Theory of Learning 18.5 p713

  • How can we be sure that our learning algorithm has produced a hypothesis that will predict the correct value for previously unseen inputs?
    Formally: how do we know the hypothesis \(h\) is close enough to the gartget function \(f\) if we don’t know what \(f\) is.

  • Questions

    • How many examples do we need for a “good” \(h\)?

    • What hypothesis space should we use?

    • If the hypothesis space is very complex, can we even find the best \(h\), or do we have to settle for a local maximum in the space of hypotheses?

    • How complex should \(h\) be?

    • How do we avoid overfitting

  • How many examples are needed for learning?

  • Computational Learning Theory: Any hypothesis that is seriously wrong will almost certainly be “found out” with high probability after a small number of examples, because it will make an incorrect prediction.

  • Probably Approximately Correct: Thus, any hypothesis that is consistent with a sufficiently large st of training examples is unlike to be seriously wrong.

  • PAC Learning

    • Any learning algorithm that returns hypotheses that are probably approximately correct; use to provide bounds on the performanec of various learning algorithms.

    • Stationary Assumption

      • Future examples are going to be drawn from the same fixed distribution \(P(E) = P(X,Y)\) as past examples

      • Assume that the true function \(f\) is deterministic and is a member of the hypothesis class \(H\) that is being considered.

  • Boolean Function PACs

    • Error rate of hypothesis \(h\) is the expected generalization error for exampels drawn from the stationary distribution
      error(\(h\))\(=GenLoss_{L_{0/1}}(h) = \sum\limits_{x,y}L_{0,1}(y,h(x))\,P(x,y).\)
      In other words, error(\(h\)) is the probability that \(h\) misclassifies a new example.

    • A hypothesis \(h\) is approximately correct if error(\(h\)) \(\leq \epsilon\), where \(\epsilon\) is a small enough constant.

    • We can calculate the probability that a “seriously wrong” hypothesis \(h_b \in H_{bad}\) is consistent with the first \(N\) examples.
      We know that error(\(h_b\)) \(>\) \(\epsilon\).
      Thus the probability that it agrees with a given examples is at most \(1-\epsilon\).
      \(P(h_0\) agrees with \(N\) examples) \(\leq (1-\epsilon)^N.\)

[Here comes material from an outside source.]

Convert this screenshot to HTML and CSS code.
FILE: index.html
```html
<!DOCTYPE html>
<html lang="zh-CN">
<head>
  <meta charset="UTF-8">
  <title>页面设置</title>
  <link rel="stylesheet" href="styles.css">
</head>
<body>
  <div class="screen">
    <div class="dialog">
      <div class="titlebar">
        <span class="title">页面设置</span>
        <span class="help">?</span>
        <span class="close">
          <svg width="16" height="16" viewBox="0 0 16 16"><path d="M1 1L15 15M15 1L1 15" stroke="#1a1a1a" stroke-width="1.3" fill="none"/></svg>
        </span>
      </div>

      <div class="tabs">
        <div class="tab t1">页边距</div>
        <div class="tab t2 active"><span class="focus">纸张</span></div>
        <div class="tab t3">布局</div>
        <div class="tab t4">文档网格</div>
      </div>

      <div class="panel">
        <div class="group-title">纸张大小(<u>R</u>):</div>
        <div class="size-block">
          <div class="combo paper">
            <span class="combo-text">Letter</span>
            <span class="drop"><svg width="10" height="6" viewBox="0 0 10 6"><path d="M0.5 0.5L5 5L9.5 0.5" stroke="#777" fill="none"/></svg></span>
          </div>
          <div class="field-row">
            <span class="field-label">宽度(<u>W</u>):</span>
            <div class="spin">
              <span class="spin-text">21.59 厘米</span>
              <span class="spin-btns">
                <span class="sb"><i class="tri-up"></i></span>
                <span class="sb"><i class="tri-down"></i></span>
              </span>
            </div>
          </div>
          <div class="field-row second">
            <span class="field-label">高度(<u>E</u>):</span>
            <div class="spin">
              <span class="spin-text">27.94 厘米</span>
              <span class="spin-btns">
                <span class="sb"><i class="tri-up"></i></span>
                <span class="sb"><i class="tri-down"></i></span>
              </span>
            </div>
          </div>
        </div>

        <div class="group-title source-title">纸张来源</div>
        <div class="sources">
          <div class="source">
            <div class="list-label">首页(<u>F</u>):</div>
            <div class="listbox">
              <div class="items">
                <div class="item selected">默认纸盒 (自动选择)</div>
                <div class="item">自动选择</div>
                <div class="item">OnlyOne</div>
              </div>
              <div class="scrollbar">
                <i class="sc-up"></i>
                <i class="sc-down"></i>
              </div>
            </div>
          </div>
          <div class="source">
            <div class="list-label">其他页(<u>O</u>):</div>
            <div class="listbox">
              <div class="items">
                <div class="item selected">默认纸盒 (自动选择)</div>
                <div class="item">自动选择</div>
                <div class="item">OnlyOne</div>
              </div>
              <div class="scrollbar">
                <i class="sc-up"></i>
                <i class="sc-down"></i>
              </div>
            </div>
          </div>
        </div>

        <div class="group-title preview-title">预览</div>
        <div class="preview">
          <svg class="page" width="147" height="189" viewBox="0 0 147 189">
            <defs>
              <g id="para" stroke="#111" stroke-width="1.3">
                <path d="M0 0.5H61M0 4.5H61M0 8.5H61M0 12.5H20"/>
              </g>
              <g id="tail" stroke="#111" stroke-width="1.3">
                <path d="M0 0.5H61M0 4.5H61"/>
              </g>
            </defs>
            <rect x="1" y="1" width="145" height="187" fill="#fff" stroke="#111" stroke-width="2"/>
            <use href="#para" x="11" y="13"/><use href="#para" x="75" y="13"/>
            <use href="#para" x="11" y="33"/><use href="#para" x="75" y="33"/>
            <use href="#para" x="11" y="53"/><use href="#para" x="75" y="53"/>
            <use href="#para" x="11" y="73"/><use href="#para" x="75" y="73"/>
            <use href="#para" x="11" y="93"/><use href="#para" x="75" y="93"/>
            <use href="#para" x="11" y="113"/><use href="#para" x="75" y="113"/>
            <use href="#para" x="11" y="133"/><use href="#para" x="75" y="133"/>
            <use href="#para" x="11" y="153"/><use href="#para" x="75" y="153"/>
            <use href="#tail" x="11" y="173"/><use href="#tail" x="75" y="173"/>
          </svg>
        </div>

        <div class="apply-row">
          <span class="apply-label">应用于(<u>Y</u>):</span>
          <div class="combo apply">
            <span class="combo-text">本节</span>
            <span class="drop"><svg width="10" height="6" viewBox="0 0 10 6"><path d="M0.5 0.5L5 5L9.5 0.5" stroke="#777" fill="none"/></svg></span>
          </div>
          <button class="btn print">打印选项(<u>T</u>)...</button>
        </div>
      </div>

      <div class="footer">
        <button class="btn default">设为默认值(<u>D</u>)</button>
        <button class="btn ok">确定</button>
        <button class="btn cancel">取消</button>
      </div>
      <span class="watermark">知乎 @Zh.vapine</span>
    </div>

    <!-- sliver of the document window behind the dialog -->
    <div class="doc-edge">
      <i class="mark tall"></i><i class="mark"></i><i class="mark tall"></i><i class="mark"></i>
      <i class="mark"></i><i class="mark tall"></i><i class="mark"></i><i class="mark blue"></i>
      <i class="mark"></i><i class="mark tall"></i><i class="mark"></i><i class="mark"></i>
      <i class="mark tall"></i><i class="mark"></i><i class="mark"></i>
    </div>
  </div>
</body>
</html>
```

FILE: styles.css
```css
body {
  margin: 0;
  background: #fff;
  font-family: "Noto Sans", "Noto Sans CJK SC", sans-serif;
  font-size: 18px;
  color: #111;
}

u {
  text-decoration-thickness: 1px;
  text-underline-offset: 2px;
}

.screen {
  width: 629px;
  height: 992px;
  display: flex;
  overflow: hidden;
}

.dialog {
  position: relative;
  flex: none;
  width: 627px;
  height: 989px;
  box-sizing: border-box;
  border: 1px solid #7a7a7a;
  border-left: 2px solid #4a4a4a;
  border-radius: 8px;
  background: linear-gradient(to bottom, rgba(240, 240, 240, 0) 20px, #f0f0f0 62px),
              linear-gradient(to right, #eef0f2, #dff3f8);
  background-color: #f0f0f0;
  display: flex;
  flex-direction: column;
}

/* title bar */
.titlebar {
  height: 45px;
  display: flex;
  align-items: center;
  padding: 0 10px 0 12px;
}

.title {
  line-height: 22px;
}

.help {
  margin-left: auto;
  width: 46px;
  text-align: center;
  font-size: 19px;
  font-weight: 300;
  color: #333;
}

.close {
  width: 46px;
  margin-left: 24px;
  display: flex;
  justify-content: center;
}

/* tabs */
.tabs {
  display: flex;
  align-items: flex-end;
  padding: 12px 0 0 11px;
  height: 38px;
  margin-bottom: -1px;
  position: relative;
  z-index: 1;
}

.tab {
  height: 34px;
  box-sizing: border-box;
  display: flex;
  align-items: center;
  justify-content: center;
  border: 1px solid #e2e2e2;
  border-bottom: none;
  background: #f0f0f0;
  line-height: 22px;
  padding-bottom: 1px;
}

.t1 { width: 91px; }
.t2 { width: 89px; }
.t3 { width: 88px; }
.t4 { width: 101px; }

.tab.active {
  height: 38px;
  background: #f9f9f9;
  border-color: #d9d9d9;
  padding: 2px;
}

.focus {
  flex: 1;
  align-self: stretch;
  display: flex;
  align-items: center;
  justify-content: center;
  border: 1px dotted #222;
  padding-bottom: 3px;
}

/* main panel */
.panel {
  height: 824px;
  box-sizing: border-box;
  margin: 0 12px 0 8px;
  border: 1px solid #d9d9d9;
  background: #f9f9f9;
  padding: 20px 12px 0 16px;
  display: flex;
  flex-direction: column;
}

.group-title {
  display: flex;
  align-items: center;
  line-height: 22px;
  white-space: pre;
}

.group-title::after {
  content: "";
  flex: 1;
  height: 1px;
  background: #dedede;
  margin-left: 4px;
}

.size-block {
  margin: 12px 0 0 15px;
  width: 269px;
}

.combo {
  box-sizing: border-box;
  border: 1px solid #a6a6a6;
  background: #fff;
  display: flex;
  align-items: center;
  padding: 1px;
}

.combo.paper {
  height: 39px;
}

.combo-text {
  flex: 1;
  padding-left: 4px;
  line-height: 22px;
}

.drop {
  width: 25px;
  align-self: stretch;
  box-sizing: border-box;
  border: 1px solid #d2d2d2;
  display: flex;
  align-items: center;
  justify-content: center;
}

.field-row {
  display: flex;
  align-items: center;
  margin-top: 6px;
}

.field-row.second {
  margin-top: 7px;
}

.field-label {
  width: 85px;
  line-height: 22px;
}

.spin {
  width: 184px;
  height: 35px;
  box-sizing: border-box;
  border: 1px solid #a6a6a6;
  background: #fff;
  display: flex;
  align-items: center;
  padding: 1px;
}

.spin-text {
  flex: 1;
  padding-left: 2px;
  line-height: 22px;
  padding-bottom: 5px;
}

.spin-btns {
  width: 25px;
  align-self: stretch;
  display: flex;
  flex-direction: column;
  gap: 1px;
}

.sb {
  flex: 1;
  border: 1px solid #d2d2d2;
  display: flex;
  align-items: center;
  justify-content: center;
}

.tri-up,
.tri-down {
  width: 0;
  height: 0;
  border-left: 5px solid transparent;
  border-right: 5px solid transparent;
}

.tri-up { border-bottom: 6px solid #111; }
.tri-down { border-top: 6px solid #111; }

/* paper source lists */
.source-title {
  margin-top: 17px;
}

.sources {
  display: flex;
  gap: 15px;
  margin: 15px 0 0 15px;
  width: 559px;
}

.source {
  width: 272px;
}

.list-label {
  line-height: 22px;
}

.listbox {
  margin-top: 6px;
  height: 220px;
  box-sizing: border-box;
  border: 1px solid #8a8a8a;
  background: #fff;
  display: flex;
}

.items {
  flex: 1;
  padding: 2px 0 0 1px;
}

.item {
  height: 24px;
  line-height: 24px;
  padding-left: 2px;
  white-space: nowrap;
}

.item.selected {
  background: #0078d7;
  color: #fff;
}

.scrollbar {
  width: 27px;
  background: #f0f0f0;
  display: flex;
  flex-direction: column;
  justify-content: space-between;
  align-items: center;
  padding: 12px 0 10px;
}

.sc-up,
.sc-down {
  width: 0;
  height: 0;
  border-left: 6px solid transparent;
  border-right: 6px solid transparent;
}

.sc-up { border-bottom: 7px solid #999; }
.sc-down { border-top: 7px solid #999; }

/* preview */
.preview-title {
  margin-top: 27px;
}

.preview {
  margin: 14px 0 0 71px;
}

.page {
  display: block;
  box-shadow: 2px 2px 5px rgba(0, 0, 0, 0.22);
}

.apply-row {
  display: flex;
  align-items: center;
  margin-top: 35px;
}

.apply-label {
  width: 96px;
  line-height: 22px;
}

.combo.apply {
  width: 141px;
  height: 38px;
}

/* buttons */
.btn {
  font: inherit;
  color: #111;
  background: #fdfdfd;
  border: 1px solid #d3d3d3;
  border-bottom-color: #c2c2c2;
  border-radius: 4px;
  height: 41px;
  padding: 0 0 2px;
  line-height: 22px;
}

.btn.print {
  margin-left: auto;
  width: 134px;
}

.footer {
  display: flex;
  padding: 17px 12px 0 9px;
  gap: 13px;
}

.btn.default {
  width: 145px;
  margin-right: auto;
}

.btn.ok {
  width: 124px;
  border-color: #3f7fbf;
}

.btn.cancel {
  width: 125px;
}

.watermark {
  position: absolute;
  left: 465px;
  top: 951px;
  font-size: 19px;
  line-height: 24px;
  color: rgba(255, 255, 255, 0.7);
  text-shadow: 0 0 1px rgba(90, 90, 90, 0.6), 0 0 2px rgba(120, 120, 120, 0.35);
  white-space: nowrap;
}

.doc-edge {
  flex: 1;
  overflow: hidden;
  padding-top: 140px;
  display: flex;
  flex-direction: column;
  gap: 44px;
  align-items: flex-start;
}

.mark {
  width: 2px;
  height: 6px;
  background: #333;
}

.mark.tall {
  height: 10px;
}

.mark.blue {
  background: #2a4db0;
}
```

    • Probability that \(H_{bad}\) contains at least one consistent hypothesis is bounded by the sum of the individual probabilities:
      \(P(H_{bad}\) contains a consistent hypothesis) \(\leq |H_{bad}|(1-\epsilon)^N \leq \, |H|(1-\epsilon)^N\)

    • If \(|H|(1-\epsilon)^N \leq \delta\), then the hypothesis is probably approximately correct.

    • \(|H| = 2^{2^N}\) if H is the set of all Boolean functions on \(n\) attributes.

  • Decision Lists

    • Idea: Focus on learnable subsets of the entire hypothesis space of Boolean functions.

    • A decision list consists of a series of tests, each of which is a conjunction of literals.

      • If a test succeeds when applied to an example description, the decision list specifies the value to be returned.

      • I the test fails, processing continues with the next etst in the list

      • Lists resemble decision trees, but they only branch in one direction

    • \(k\)-dl: each test can have at most \(k\) literals.

    • Polynomial sample complexity.

    • Learning decision lists: Greedily select a test that homogeneously matches the subset of outstanding examples and append it to the list.